What the West cannot understand about Orthodoxy [Ce nu poate pricepe Vestul despre Ortodoxie]

There are so many things that the Western civilised (?!) world can’t understand about Orthodoxy, that I had given up the idea of writing a blog post on this topic.

Nevertheless, by God’s grace I came across an article*** which puts in a nutshell what I found so difficult to express. It’s written by Nana Devdariani, a famous Georgian journalist (and former state official), and it initially appeared in The Georgian Times.

Apart from some references to the political turmoil in Georgia, and to how Mikheil Saakahsvili (and probably his pupeteers from the USA) more or less ‘hijacked’ some symbols of Georgia, there’s something else I liked about this article.

It explains how un-Christian Western nations are compared to Georgia or to any Orthodox nation for that matter. It surely takes more for a nation to be Christian beyond St George’s (and England’s) flag kept on the UK’s Union Jack.

Be them the poorest, the most corrupt, the less civilised (and sadly, some of the most abortionist) nations, only Orthodox Churches have been blessed to hold on to the true teachings of Christ!

As individuals, we – the Orthodox believers – are often as spiritually sick as our Western contemporaries.
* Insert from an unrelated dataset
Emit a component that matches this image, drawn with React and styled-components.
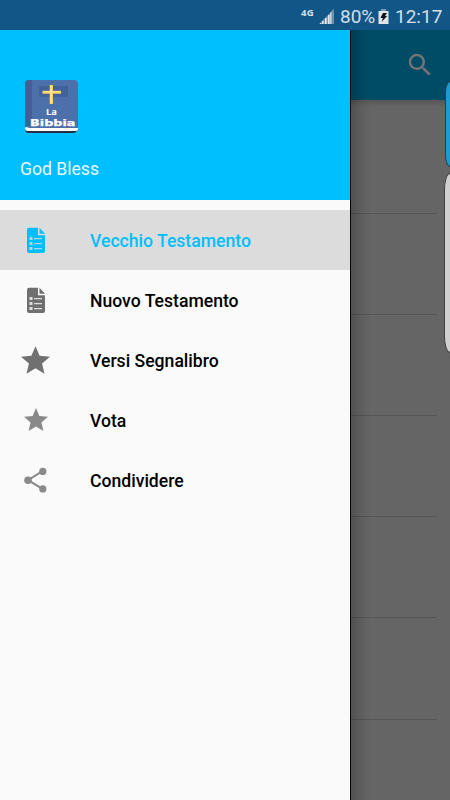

We’re really no better, and while all heterodox may have excuses for their inequities after a millenium of heresies, we have almost none.

The secular nationalism of the West, and it’s array of humanist values are meaningless compared to the essence of Orthodoxy, which is not not just ‘another’ confession, among countless other – it’s the sole Truth left in this world.

We are often accused of being backward, and intolerant, yet many (not all) little Orthodox nations (not Tsarist, neither Putin’s Russia) have proven, throughout centuries, to be more tolerant than some ‘democratic’ societies of today.

I’m sure that some politically correct and brainwashed idiots who keep a watchful eye on this blog may be once more outraged by my claim that not all religions are good, and that there’s only ONE WAY to Salvation.

Our dreams of prosperity, of comfort, of understanding between nations, of solidarity, of world peace (and all the blah-blah-blahs) won’t save us! I’m not against any of these generous ideals; I only want to draw attention to how hypocritical they are.

The very people who are supposed to uphold them, trample on them behing closed doors, and within their hearts. Any of those people serving us the above values only care about themselves.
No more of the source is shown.